Dubai Gold

History
- Namesake: Irene Greenwood
- Builder: VEB Mathias Thesen Werft Wismar
- Yard number: 124
- Completed: 1982
- Identification: IMO number: 7906954

General characteristics
- Tonnage: 13,482 GRT, 21,894 DWT
- Propulsion: MAN K8Z 70/120E
- Speed: 16 knots

= Dubai Gold =

Dubai Gold is a cargo ship. Built by VEB Mathias Thesen Werft Wismar and commissioned as the Stephan Reeckmann, it subsequently operated for other shipping lines under a variety of names.

==History==
Built by VEB Mathias Thesen Werft Wismar in East Germany as the Stephan Reeckmann, it was bareboat chartered by Stateships to replace the Kimberley.
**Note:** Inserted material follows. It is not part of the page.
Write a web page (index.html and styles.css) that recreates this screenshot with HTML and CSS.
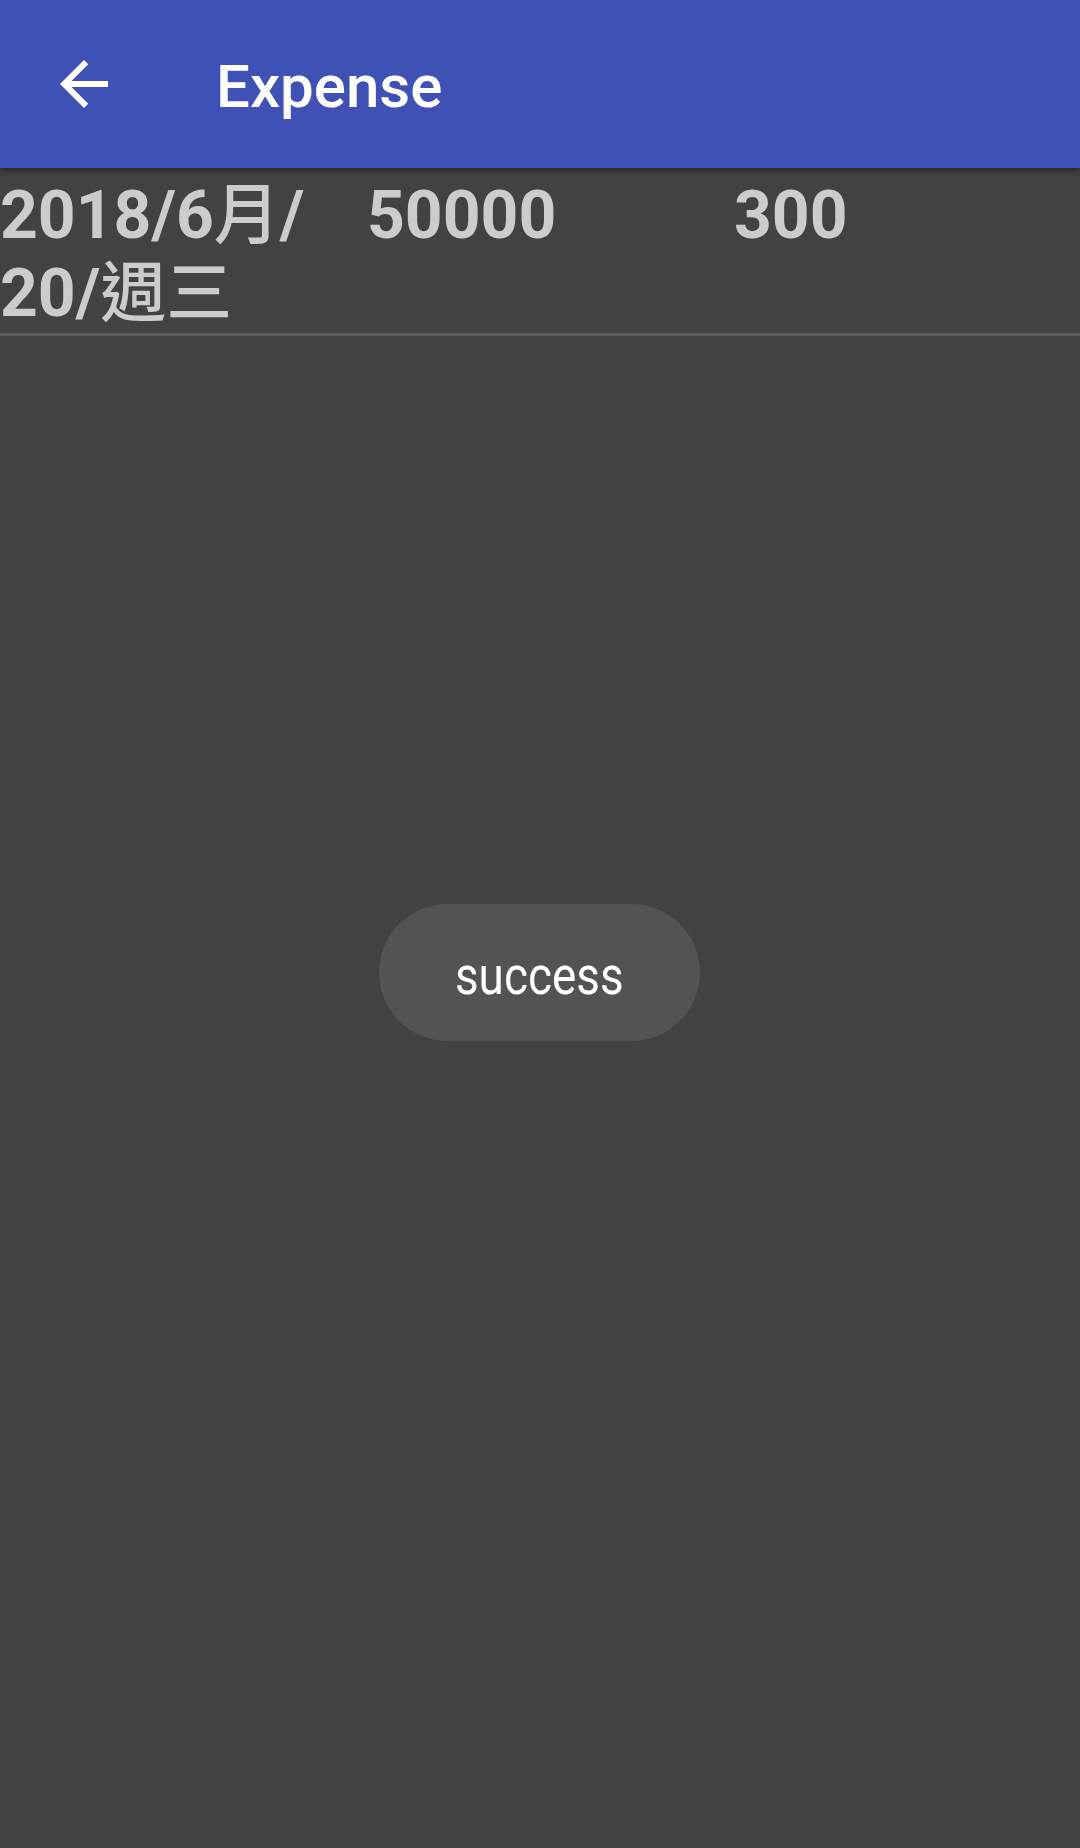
FILE: index.html
```html
<!DOCTYPE html>
<html lang="zh-Hant">
<head>
<meta charset="utf-8">
<title>Expense</title>
<link rel="stylesheet" href="styles.css">
</head>
<body>
<header class="appbar">
  <div class="nav">
    <svg class="nav-icon" viewBox="0 0 24 24" width="72" height="72" aria-hidden="true">
      <path d="M20 11H7.83l5.59-5.59L12 4l-8 8 8 8 1.41-1.41L7.83 13H20v-2z" fill="#ffffff"/>
    </svg>
  </div>
  <h1 class="title">Expense</h1>
</header>
<main class="content">
  <div class="row">
    <div class="col">2018/6<span class="cjk">月</span>/<br>20/<span class="cjk">週三</span></div>
    <div class="col">50000</div>
    <div class="col">300</div>
  </div>
  <div class="divider"></div>
  <div class="toast"><span class="toast-text">success</span></div>
</main>
</body>
</html>
```
FILE: styles.css
```css
html, body {
  margin: 0;
  padding: 0;
}
body {
  width: 1080px;
  height: 1848px;
  background: #424242;
  font-family: Roboto, "Noto Sans CJK TC", sans-serif;
  overflow: hidden;
}
.appbar {
  position: relative;
  z-index: 2;
  height: 168px;
  background: #3f51b5;
  display: flex;
  align-items: center;
  padding-left: 48px;
  box-shadow: 0 2px 5px rgba(0, 0, 0, 0.45);
}
.nav {
  width: 72px;
  height: 72px;
  display: flex;
}
.nav-icon {
  display: block;
}
.title {
  margin: 5px 0 0 96px;
  color: #ffffff;
  font-family: Roboto, sans-serif;
  font-weight: 500;
  font-size: 60px;
  line-height: 72px;
}
.content {
  position: relative;
  height: 1680px;
}
.row {
  display: grid;
  grid-template-columns: 367px 367px 1fr;
  padding-top: 9px;
  color: #cccccc;
  font-family: Roboto, "Noto Sans CJK TC", sans-serif;
  font-weight: 700;
  font-size: 66px;
  line-height: 78px;
}
.col {
  white-space: nowrap;
}
.cjk {
  font-weight: 500;
}
.divider {
  height: 3px;
  background: #5c5c5c;
}
.toast {
  position: absolute;
  left: 379px;
  top: 736px;
  width: 321px;
  height: 137px;
  border-radius: 69px;
  background: #535353;
  display: flex;
  align-items: center;
  justify-content: center;
}
.toast-text {
  display: inline-block;
  color: #ffffff;
  font-family: Roboto, sans-serif;
  font-size: 54px;
  line-height: 64px;
  transform: scaleX(0.85);
  margin-top: 6px;
}
```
It was the largest ship ever operated by Stateships. After being modified at Hongkong United Dockyards, in December 1983 it was renamed Irene Greenwood arriving in Fremantle in February 1984. It operated between Fremantle, Burnie, Hobart and Melbourne.
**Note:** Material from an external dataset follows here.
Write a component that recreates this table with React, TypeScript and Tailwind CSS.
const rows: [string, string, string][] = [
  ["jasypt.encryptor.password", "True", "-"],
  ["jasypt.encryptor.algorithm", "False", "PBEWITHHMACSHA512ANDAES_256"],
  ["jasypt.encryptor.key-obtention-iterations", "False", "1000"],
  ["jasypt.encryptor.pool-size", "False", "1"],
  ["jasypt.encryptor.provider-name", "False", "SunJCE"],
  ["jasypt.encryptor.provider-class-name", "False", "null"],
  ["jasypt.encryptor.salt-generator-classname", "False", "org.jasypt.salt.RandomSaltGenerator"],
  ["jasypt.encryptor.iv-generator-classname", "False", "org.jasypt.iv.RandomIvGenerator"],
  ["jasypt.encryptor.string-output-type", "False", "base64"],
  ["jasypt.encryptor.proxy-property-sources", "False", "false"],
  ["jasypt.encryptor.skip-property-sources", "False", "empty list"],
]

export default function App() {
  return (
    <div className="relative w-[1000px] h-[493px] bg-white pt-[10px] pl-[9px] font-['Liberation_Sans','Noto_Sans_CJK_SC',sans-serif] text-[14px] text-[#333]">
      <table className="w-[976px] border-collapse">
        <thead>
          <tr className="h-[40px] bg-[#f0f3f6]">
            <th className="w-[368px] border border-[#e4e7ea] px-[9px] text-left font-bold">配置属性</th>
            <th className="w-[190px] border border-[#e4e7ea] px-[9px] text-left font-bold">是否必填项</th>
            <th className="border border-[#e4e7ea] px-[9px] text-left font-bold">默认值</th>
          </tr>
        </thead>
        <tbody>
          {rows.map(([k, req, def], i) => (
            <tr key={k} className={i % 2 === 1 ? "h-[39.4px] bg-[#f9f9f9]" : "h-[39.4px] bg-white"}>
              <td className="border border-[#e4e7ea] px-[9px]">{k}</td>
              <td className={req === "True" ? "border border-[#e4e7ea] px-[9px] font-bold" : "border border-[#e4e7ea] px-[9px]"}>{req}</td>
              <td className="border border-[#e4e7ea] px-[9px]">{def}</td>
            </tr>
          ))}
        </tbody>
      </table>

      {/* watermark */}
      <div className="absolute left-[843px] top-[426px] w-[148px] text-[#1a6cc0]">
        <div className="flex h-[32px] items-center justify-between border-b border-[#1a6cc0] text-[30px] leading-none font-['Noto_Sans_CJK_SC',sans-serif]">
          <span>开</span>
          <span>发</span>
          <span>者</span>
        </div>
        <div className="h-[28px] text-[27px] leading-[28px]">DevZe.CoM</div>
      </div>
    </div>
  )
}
In 1988, it was purchased by Stateships, before being sold in July 1989 to Compania Financiera y Annadora, Argentina as the Marbonita. It was sold in 1995 to Nordic Maritime, Liberia as the Thorswave, in 1996 to Panama Shipping Company, Cyprus as the Stella K, who renamed it Stelian K in 1997 then CMBT Espirit in 1998, Tasman Pioneer in 2000, Stelina K in 2001, CMA CGM Tigris in 2002 and Stelian K in 2002. It was sold in 2004 to Polaris Shipping, Cyprus as the Dubai Gold.